The aim of this project was to delve deep into the realm of cinema and derive meaningful insights through the lens of data journalism. My mission was to analyze a dataset consisting of films, critics, and directors, originally sourced from a BBC article. The goal was to identify trends and narratives in film critique and production spanning the last 15 years, offering a unique perspective on the global film industry.
The project commenced with the complex task of data collection. Leveraging Python libraries such as BeautifulSoup and requests, I meticulously scraped a comprehensive list of movies, critics, and their affiliations from the BBC's webpage. This phase required acute attention to detail, especially due to the minimalistic layout of the source page, which presented its own set of challenges in data isolation.
Following data acquisition, the next phase involved structuring the raw HTML data into a format amenable for analysis. I transformed the data into Python lists and dictionaries and subsequently into a structured pandas DataFrame. This process was critical in preparing the data for the subsequent analysis phase.
I extensively utilized regular expressions to parse and extract essential information from the dataset, including critic names, affiliations, countries, movie titles, directors, and release years.
Parallel to the initial data scraping, I expanded the data collection to Wikipedia. This involved scraping director biographical details, thereby enriching the dataset with contextual information about their birthplaces and dates.
In an effort to bring the data to life visually, I integrated the Mapbox API for advanced geospatial data representations, allowing me to create interactive and engaging maps that vividly illustrate the global distribution and impact of film directors and critics.
- 🇺🇸 The US, as expected, had the most number of critically acclaimed directors as well as the highest number of votes from critics
- 🇨🇳 Movies directed by Chinese directors had the second-highest number of votes - 98 in total
- 🇮🇷 A surprising finding was that Iranian movies were very popular with critics. Six directors were critically acclaimed, with Asghar Farhadi leading the pack with 31 votes
- Data Scraping and Cleaning: This project significantly enhanced my skills in web scraping and the intricacies of data cleaning and preparation.
- Regular Expressions Mastery: Through extensive use, I developed a proficiency in using regex for effective data extraction.

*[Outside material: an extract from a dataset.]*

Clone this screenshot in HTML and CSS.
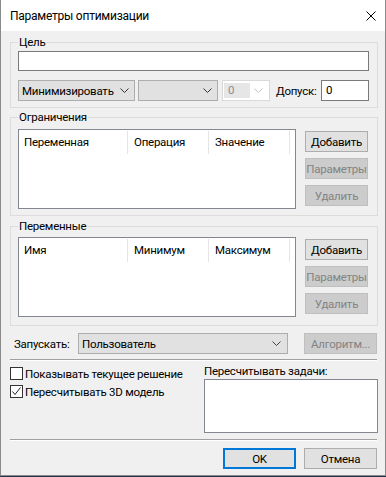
FILE: index.html
```html
<!DOCTYPE html>
<html>
<head>
  <title>Параметры оптимизации</title>
  <meta charset="UTF-8">
  <link rel="stylesheet" href="styles.css">
</head>
<body>
  <div class="window">
    <div class="titlebar">
      <span class="title">Параметры оптимизации</span>
      <svg class="close" width="10" height="10" viewBox="0 0 10 10">
        <path d="M0.5 0.5 L9.5 9.5 M9.5 0.5 L0.5 9.5" stroke="#000" stroke-width="1" fill="none"/>
      </svg>
    </div>

    <div class="client">
      <!-- Goal -->
      <fieldset class="group group-goal">
        <legend>Цель</legend>
        <div class="textbox goal-field"></div>
        <div class="goal-row">
          <div class="combo combo-mode">
            <span class="value">Минимизировать</span>
            <svg class="chev" width="9" height="5" viewBox="0 0 9 5"><polyline points="0.5,0.5 4.5,4.5 8.5,0.5" fill="none" stroke="#333"/></svg>
          </div>
          <div class="combo combo-var">
            <span class="value"></span>
            <svg class="chev" width="9" height="5" viewBox="0 0 9 5"><polyline points="0.5,0.5 4.5,4.5 8.5,0.5" fill="none" stroke="#333"/></svg>
          </div>
          <div class="combo combo-off">
            <span class="value"><span class="sel">0</span></span>
            <svg class="chev" width="9" height="5" viewBox="0 0 9 5"><polyline points="0.5,0.5 4.5,4.5 8.5,0.5" fill="none" stroke="#c4c4c4"/></svg>
          </div>
          <span class="tol-label">Допуск:</span>
          <div class="textbox tol-field">0</div>
        </div>
      </fieldset>

      <!-- Constraints -->
      <fieldset class="group group-list group-constraints">
        <legend>Ограничения</legend>
        <div class="list">
          <div class="list-head">
            <span class="col col-1">Переменная</span>
            <span class="col col-2">Операция</span>
            <span class="col col-3">Значение</span>
          </div>
        </div>
        <div class="side-buttons">
          <button class="btn">Добавить</button>
          <button class="btn disabled">Параметры</button>
          <button class="btn disabled">Удалить</button>
        </div>
      </fieldset>

      <!-- Variables -->
      <fieldset class="group group-list group-variables">
        <legend>Переменные</legend>
        <div class="list">
          <div class="list-head">
            <span class="col col-1">Имя</span>
            <span class="col col-2">Минимум</span>
            <span class="col col-3">Максимум</span>
          </div>
        </div>
        <div class="side-buttons">
          <button class="btn">Добавить</button>
          <button class="btn disabled">Параметры</button>
          <button class="btn disabled">Удалить</button>
        </div>
      </fieldset>

      <div class="run-row">
        <span class="run-label">Запускать:</span>
        <div class="combo combo-run">
          <span class="value">Пользователь</span>
          <svg class="chev" width="9" height="5" viewBox="0 0 9 5"><polyline points="0.5,0.5 4.5,4.5 8.5,0.5" fill="none" stroke="#444"/></svg>
        </div>
        <button class="btn disabled btn-wide">Алгоритм...</button>
      </div>

      <div class="separator"></div>

      <div class="options">
        <div class="checks">
          <label class="check">
            <span class="box"></span>
            <span>Показывать текущее решение</span>
          </label>
          <label class="check">
            <span class="box">
              <svg width="11" height="11" viewBox="0 0 11 11"><polyline points="1.5,5.5 4,8.5 9.5,1.5" fill="none" stroke="#222"/></svg>
            </span>
            <span>Пересчитывать 3D модель</span>
          </label>
        </div>
        <div class="recalc">
          <div class="recalc-label">Пересчитывать задачи:</div>
          <div class="recalc-box"></div>
        </div>
      </div>

      <div class="separator separator-bottom"></div>

      <div class="dialog-buttons">
        <button class="btn btn-wide btn-default">OK</button>
        <button class="btn btn-wide">Отмена</button>
      </div>
    </div>
  </div>
</body>
</html>
```

FILE: styles.css
```css
* {
  box-sizing: border-box;
}
html, body {
  margin: 0;
}
body {
  background: #24364f;
  font-family: Roboto, "Liberation Sans", Arial, sans-serif;
  font-size: 11.5px;
  letter-spacing: -0.25px;
  color: #000;
}
.window {
  width: 386px;
  height: 476px;
  background: #f0f0f0;
  border: 1px solid #8a8a8a;
  border-top: 0;
}
.titlebar {
  height: 31px;
  background: #fff;
  display: flex;
  align-items: center;
  justify-content: space-between;
  padding: 0 9px;
}
.title {
  font-size: 12px;
}
.client {
  padding: 5px 7px 0 9px;
}

/* group boxes */
.group {
  margin: 0;
  min-width: 0;
  border: 1px solid #dcdcdc;
  padding: 2px 8px 6px 7px;
}
.group legend {
  padding: 0 1px;
  line-height: 13px;
}
.group-list {
  display: flex;
  padding-right: 9px;
}
.group-constraints {
  margin-top: 3px;
  padding-top: 5px;
  padding-bottom: 6px;
}
.group-variables {
  margin-top: 4px;
  padding-top: 4px;
  padding-bottom: 8px;
}

/* inputs */
.textbox {
  border: 1px solid #7a7a7a;
  background: #fff;
  padding-left: 4px;
}
.goal-field {
  height: 20px;
}
.goal-row {
  display: flex;
  align-items: center;
  height: 21px;
  margin-top: 9px;
}
.combo {
  height: 21px;
  display: flex;
  align-items: center;
  border: 1px solid #adadad;
  background: #e1e1e1;
  padding: 0 5px 0 3px;
}
.combo .value {
  flex: 1;
  white-space: nowrap;
}
.combo-mode {
  width: 117px;
}
.combo-var {
  width: 80px;
  margin-left: 3px;
}
.combo-off {
  width: 48px;
  margin-left: 4px;
  background: #fff;
  border-color: #d9d9d9;
  padding: 0 6px 0 1px;
}
.combo-off .sel {
  display: block;
  width: 26px;
  height: 15px;
  line-height: 15px;
  background: #e6e6e6;
  color: #8c8c8c;
  padding-left: 4px;
}
.tol-label {
  margin-left: 6px;
}
.tol-field {
  width: 48px;
  height: 21px;
  line-height: 19px;
  margin-left: auto;
}

/* list views */
.list {
  width: 278px;
  height: 80px;
  border: 1px solid #828790;
  background: #fff;
}
.list-head {
  display: flex;
  margin-top: 1px;
}
.col {
  height: 23px;
  line-height: 23px;
  border-right: 1px solid #e5e5e5;
  padding-left: 6px;
}
.col-1 {
  width: 109px;
  padding-left: 5px;
}
.col-2,
.col-3 {
  width: 81px;
}
.side-buttons {
  display: flex;
  flex-direction: column;
  gap: 6px;
  margin-left: 9px;
  padding-top: 2px;
}

/* buttons */
.btn {
  width: 63px;
  height: 21px;
  margin: 0;
  padding: 0;
  border: 1px solid #adadad;
  background: #e1e1e1;
  font: inherit;
  letter-spacing: inherit;
  color: #000;
}
.btn.disabled {
  background: #cccccc;
  border-color: #bfbfbf;
  color: #838383;
}
.btn-wide {
  width: 73px;
}
.btn-default {
  border: 2px solid #0078d7;
}

/* run row */
.run-row {
  display: flex;
  align-items: center;
  height: 21px;
  margin-top: 7px;
}
.run-label {
  margin-left: 4px;
}
.combo-run {
  width: 210px;
  margin-left: auto;
  padding-right: 6px;
}
.run-row .btn {
  margin-left: 16px;
  margin-right: 1px;
}

.separator {
  width: 367px;
  height: 2px;
  margin-top: 5px;
  border-top: 1px solid #a0a0a0;
  border-bottom: 1px solid #fff;
}
.separator-bottom {
  margin-top: 6px;
}

/* options */
.options {
  display: flex;
  margin-top: 2px;
}
.checks {
  width: 194px;
  display: flex;
  flex-direction: column;
  gap: 5px;
  padding-top: 4px;
}
.check {
  display: flex;
  align-items: center;
  height: 13px;
}
.box {
  width: 13px;
  height: 13px;
  border: 1px solid #333;
  background: #fff;
  margin-right: 2px;
  display: flex;
}
.recalc {
  width: 174px;
}
.recalc-label {
  height: 16px;
  line-height: 16px;
}
.recalc-box {
  height: 54px;
  border: 1px solid #828790;
  background: #fff;
}

.dialog-buttons {
  display: flex;
  justify-content: flex-end;
  gap: 8px;
  margin-top: 7px;
  padding-right: 1px;
}
```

- Pandas Proficiency: The process of data transformation using pandas was invaluable, improving my ability to manipulate and analyze large datasets.
- Creative Problem-Solving: Each challenge encountered necessitated unique and creative solutions, underscoring the importance of adaptability and innovation in data journalism.
In retrospect, several areas could be refined in future projects:
- Automation and Efficiency: Automating certain aspects of the scraping process would enhance efficiency.
- Advanced Data Analysis: Implementing more sophisticated statistical methods could yield deeper insights.
- Enhanced Visual Storytelling: Incorporating advanced data visualization techniques would further augment the storytelling aspect of the data.
This project represents a comprehensive endeavor in data journalism, blending technical data processing with narrative storytelling. It stands as a testament to the power of data in revealing hidden stories within the film industry.